The adult referees, scorecards in hand, keep careful watch over the Scouts’ techniques. Meanwhile, the Level 3 Scouts are at a different site, showing their accompanying referees how to collect potable water.

Stroud watches how months of planning pay off.

“The amount of organizing involved and the level to which they had to put this all together was handled superbly,” Stroud says. “They’ve essentially created what was my original vision for Survivorman.”

That vision is for people to Be Prepared in case of a real survival situation. He provides a few tips to first-year Scouts learning about knots and orienteering, but when observing older Scouts, he can sit back and watch them work.

“It’s getting boys and girls out into the wilderness to learn these skills, step by step, with good instructors guiding them every step of the way,” Stroud says. “It’s not easy to find these teachers, but the Scouts is definitely a place to do that.”

Teaching never stops

Over the weekend, the Scouts create a compass by magnetizing a sewing needle and floating it in water, describe how to ignite a fire with steel wool and a battery, reflect sunlight with a CD to signal a rescue plane and cook a rabbit stew with the vegetables they earned by pointing out several edible plants.

“This is a skills check,” Assistant Scoutmaster John Christiansen says. “After this event, everyone will go back and see where they weren’t doing so well. They’ll open their Scout books and review that.”

Next year, they’ll be more confident in these skills, and maybe their patrol will win that trophy. Perhaps they’ll return as adults to help out, like Eagle Scouts Trevor See, Jordan Abell, Connor Carlson and Brandon Abell did. See piloted a Cessna 172 single-engine plane above the camp for the patrols to signal.

“When they look back as an older adult, they’ll remember the Survivorman Challenge better, I think,” Fournier says. “They’ll be telling their kids about it, and when their kids are in Scouts, in some other troop, in some other state, maybe they revise Survivorman for that troop. That will be the success of it all.”


Off-season opportunity

The Peaceful Valley Scout Ranch isn’t just for summer camp. It has been home to Troop 16’s Survivorman Challenge for years.

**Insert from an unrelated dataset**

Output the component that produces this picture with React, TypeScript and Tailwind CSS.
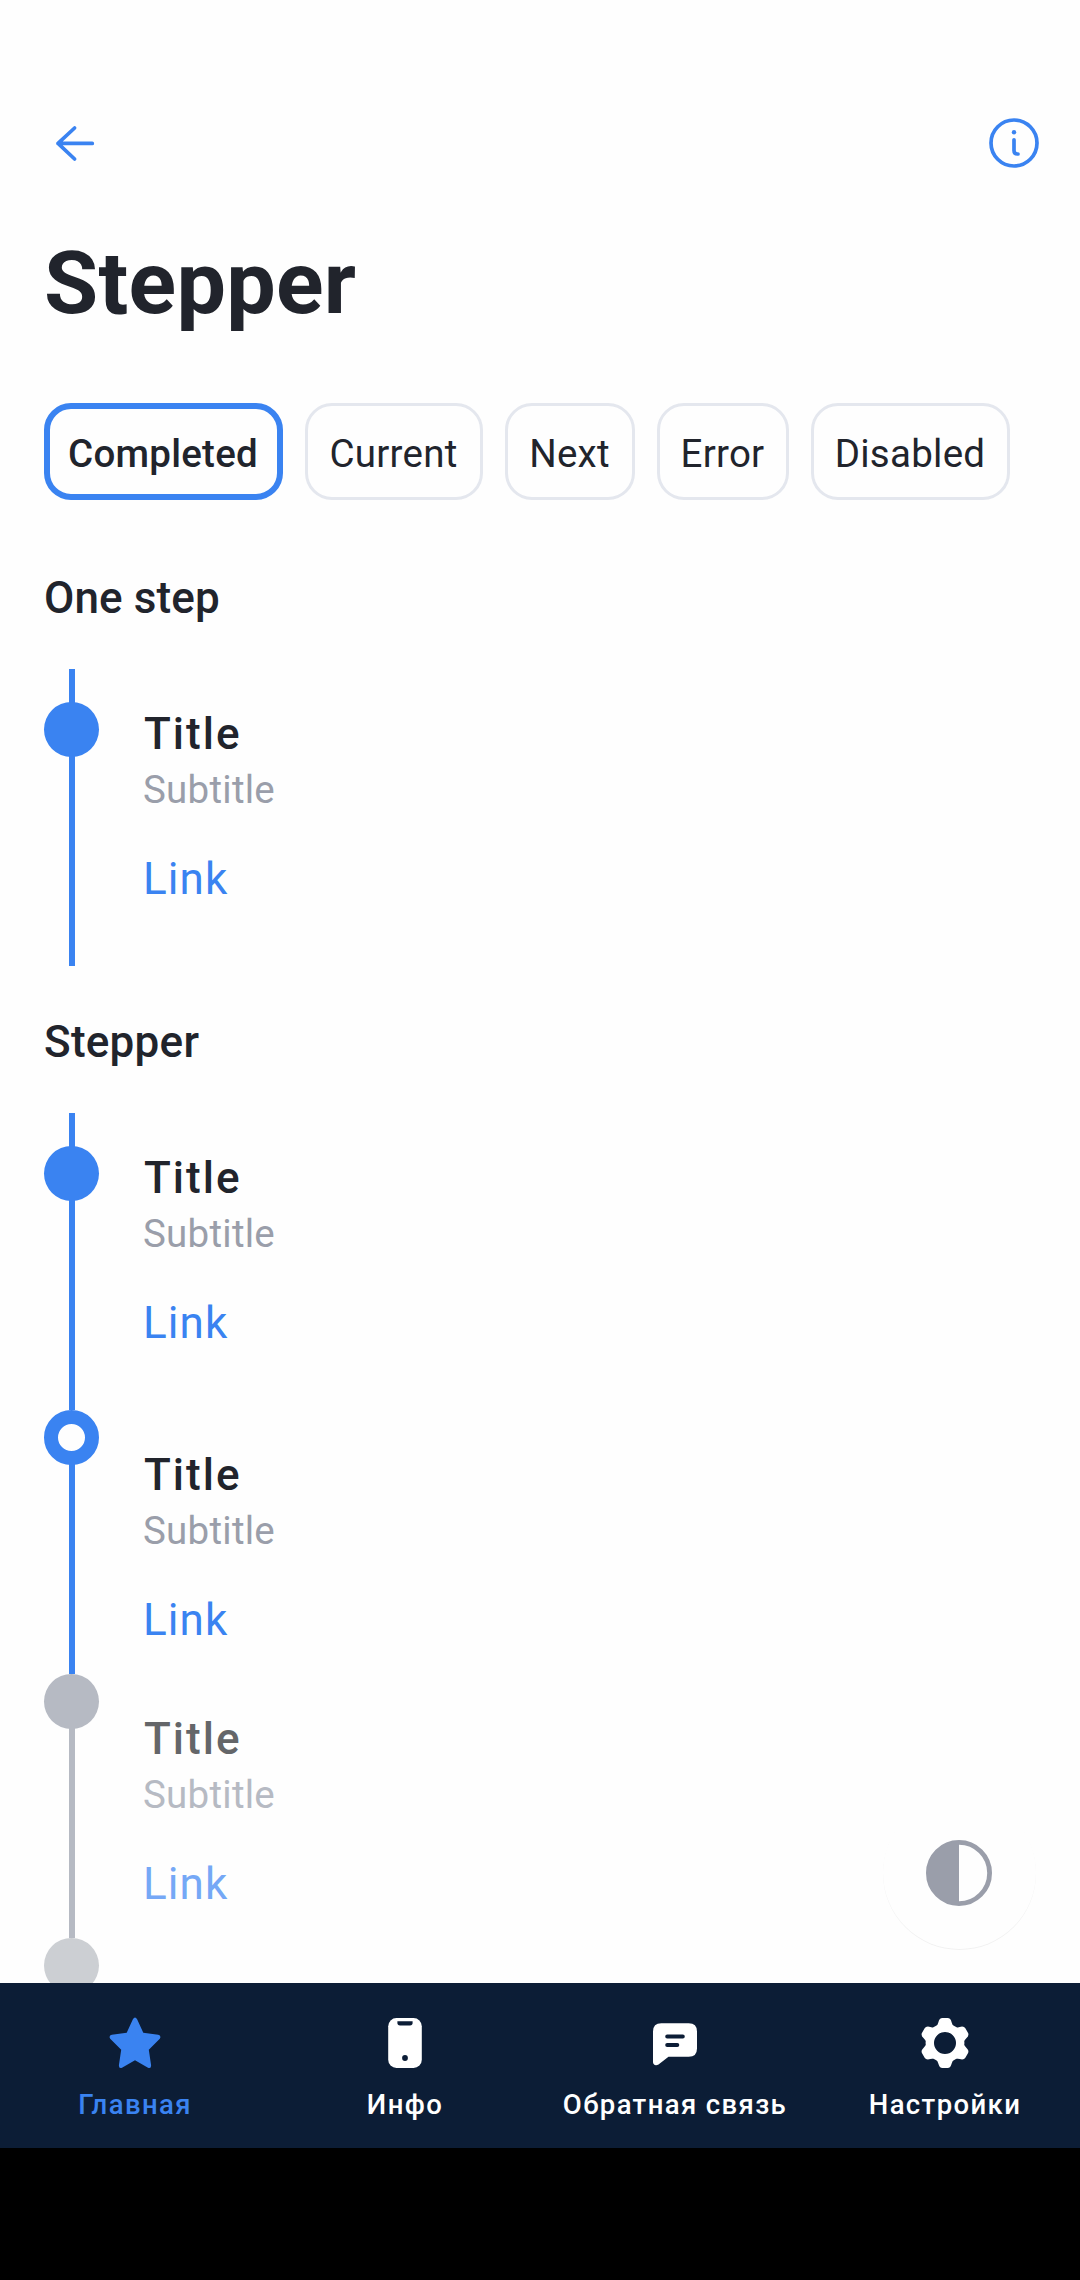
import React from "react";

type Tone = "done" | "current" | "next" | "disabled";

const chips = [
  { label: "Completed", cls: "w-[239px] border-[6px] border-[#3a83f1] pr-px font-medium" },
  { label: "Current", cls: "w-[178px] border-[3px] border-[#e4e7ee] pr-px" },
  { label: "Next", cls: "w-[130px] border-[3px] border-[#e4e7ee] pr-px" },
  { label: "Error", cls: "w-[132px] border-[3px] border-[#e4e7ee] pr-px" },
  { label: "Disabled", cls: "w-[199px] border-[3px] border-[#e4e7ee] pr-px" },
];

const dotTone: Record<Tone, string> = {
  done: "bg-[#3a83f1]",
  current: "border-[14px] border-[#3a83f1] bg-[#fefefe]",
  next: "bg-[#b6bac3]",
  disabled: "bg-[#cccfd3]",
};

const lineTone: Record<Tone, string> = {
  done: "bg-[#3a83f1]",
  current: "bg-[#3a83f1]",
  next: "bg-[#b6bac3]",
  disabled: "bg-[#cccfd3]",
};

function Step({ tone, first = false }: { tone: Tone; first?: boolean }) {
  const dim = tone === "next" || tone === "disabled";
  return (
    <div className={`flex shrink-0 gap-11 ${first ? "h-[297px]" : "h-[264px]"}`}>
      <div className="flex w-[55px] flex-col items-start">
        {first && <div className={`-mb-px ml-[25px] h-[34px] w-[6px] ${lineTone[tone]}`} />}
        <div className={`size-[55px] shrink-0 rounded-full ${dotTone[tone]}`} />
        <div className={`-mt-px ml-[25px] w-[6px] flex-1 ${lineTone[tone]}`} />
      </div>
      <div className="pt-[39px]">
        <p className={`ml-px text-[44px] leading-[52px] font-medium tracking-[2px] ${dim ? "text-[#646669]" : "text-[#21242c]"}`}>Title</p>
        <p className={`mt-[7px] text-[38.5px] leading-[45px] tracking-[0.25px] ${dim ? "text-[#b6bac3]" : "text-[#9a9eaa]"}`}>Subtitle</p>
        <a className={`mt-[41px] block text-[44px] leading-[52px] tracking-[1.1px] ${dim ? "text-[#75a8f6]" : "text-[#3a83f1]"}`}>Link</a>
      </div>
    </div>
  );
}

function StarIcon() {
  return (
    <svg viewBox="0 0 66 66" className="size-[66px]" fill="currentColor">
      <path d="M30.9 9.2Q33 6 35.1 9.2L41.3 22.8L56.2 24.8Q59.6 25.8 57.8 28.8L46.8 39.7L49.1 55.2Q49.2 58.9 46 57.7L33 50.2L20 57.7Q16.8 58.9 16.9 55.2L19.2 39.7L8.2 28.8Q6.4 25.8 9.8 24.8L24.7 22.8Z" />
    </svg>
  );
}

function PhoneIcon() {
  return (
    <svg viewBox="0 0 66 66" className="size-[66px]">
      <rect x="16.2" y="8" width="33.6" height="50" rx="8.3" fill="#fff" />
      <path d="M25.4 11.3H40.6V13Q40.6 15.4 38 15.4H28Q25.4 15.4 25.4 13Z" fill="#0c1d36" />
      <circle cx="33" cy="48" r="2.9" fill="#0c1d36" />
    </svg>
  );
}

function ChatIcon() {
  return (
    <svg viewBox="0 0 66 66" className="size-[66px]">
      <path d="M19.3 13.3H46.7Q55 13.3 55 21.6V38.4Q55 46.7 46.7 46.7H26.5L16.5 54.4Q13.5 56.2 11.6 54Q11 53.2 11 52V21.6Q11 13.3 19.3 13.3Z" fill="#fff" />
      <path d="M25.2 26.5H40.8M25.2 35H35.3" stroke="#0c1d36" strokeWidth="4" strokeLinecap="round" />
    </svg>
  );
}

const teeth = [0, 60, 120, 180, 240, 300];

function GearIcon() {
  return (
    <svg viewBox="0 0 66 66" className="size-[66px]" fill="#fff">
      <circle cx="33" cy="33" r="15.2" fill="none" stroke="#fff" strokeWidth="8.4" />
      {teeth.map((angle) => (
        <path
          key={angle}
          transform={`rotate(${angle} 33 33)`}
          d="M23.6 17.3Q25.4 16 26.4 12.2Q27.4 8 30.4 8H35.6Q38.6 8 39.6 12.2Q40.6 16 42.4 17.3L38.5 21.5H27.5Z"
        />
      ))}
    </svg>
  );
}

const tabs = [
  { label: "Главная", icon: <StarIcon />, active: true },
  { label: "Инфо", icon: <PhoneIcon />, active: false },
  { label: "Обратная связь", icon: <ChatIcon />, active: false },
  { label: "Настройки", icon: <GearIcon />, active: false },
];

export default function App() {
  return (
    <div className="flex h-[2280px] w-[1080px] flex-col overflow-hidden bg-[#fefefe] font-[Roboto,sans-serif] text-[#21242c]">
      <main className="relative flex h-[1983px] shrink-0 flex-col overflow-hidden px-11">
        <header className="-mx-11 flex h-[231px] shrink-0 items-start justify-between pt-[110px] pr-[33px] pl-[42px]">
          <svg viewBox="0 0 66 66" className="size-[66px] text-[#3a83f1]" fill="none" stroke="currentColor" strokeWidth="3.7" strokeLinecap="round" strokeLinejoin="round">
            <path d="M50.3 33.4H16L32.6 18M16 33.4L32.6 49" />
          </svg>
          <svg viewBox="0 0 66 66" className="size-[66px] text-[#3a83f1]" fill="none" stroke="currentColor" strokeWidth="3.7" strokeLinecap="round" strokeLinejoin="round">
            <circle cx="33" cy="33" r="23" />
            <path d="M33 29.8V40.6Q33 44 36.4 44H37" />
            <circle cx="33" cy="22.2" r="2.2" fill="currentColor" stroke="none" />
          </svg>
        </header>
        <h1 className="text-[88px] leading-[103px] font-bold tracking-[0.3px]">Stepper</h1>
        <div className="mt-[69px] flex h-[97px] shrink-0 gap-[22px]">
          {chips.map((chip) => (
            <button key={chip.label} className={`flex shrink-0 items-center justify-center rounded-[27px] pt-[3px] text-[38.5px] leading-[45px] tracking-[0.25px] ${chip.cls}`}>
              {chip.label}
            </button>
          ))}
        </div>
        <h2 className="mt-[72px] text-[44px] leading-[52px] font-medium tracking-[0.1px]">One step</h2>
        <section className="mt-[45px] flex flex-col">
          <Step tone="done" first />
        </section>
        <h2 className="mt-[50px] text-[44px] leading-[52px] font-medium tracking-[0.25px]">Stepper</h2>
        <section className="mt-[45px] flex flex-col">
          <Step tone="done" first />
          <Step tone="current" />
          <Step tone="next" />
          <div className="flex h-[45px] overflow-hidden">
            <div className={`size-[55px] shrink-0 rounded-full ${dotTone.disabled}`} />
          </div>
        </section>
        <button className="absolute right-[44px] bottom-[34px] flex size-[153px] items-center justify-center rounded-full bg-[#fefefe] pr-px shadow-[0_1px_0_rgba(0,0,0,0.05)]">
          <svg viewBox="0 0 66 66" className="size-[66px]">
            <circle cx="33" cy="33" r="30.6" fill="none" stroke="#9a9eaa" strokeWidth="4.8" />
            <path d="M33 1A32 32 0 0 0 33 65Z" fill="#9a9eaa" />
          </svg>
        </button>
      </main>
      <nav className="grid h-[165px] shrink-0 grid-cols-4 bg-[#0c1d36]">
        {tabs.map((tab) => (
          <a key={tab.label} className={`flex flex-col items-center pt-[27px] ${tab.active ? "text-[#3a83f1]" : "text-white"}`}>
            {tab.icon}
            <span className="mt-[13px] text-[27.5px] leading-[32px] font-medium tracking-[1.38px] whitespace-nowrap">{tab.label}</span>
          </a>
        ))}
      </nav>
      <div className="flex-1 bg-black" />
    </div>
  );
}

Kevin Fox, Denver Area Council camping director, says council camps are perfect places for outings, no matter what time of year. Troop 16 schedules its wilderness survival campout in the spring and its Webelos recruitment outing in the fall at Peaceful Valley, giving them more access to facilities that aren’t in use.

“Their opportunities just triple, quadruple during the off-season,” Fox says.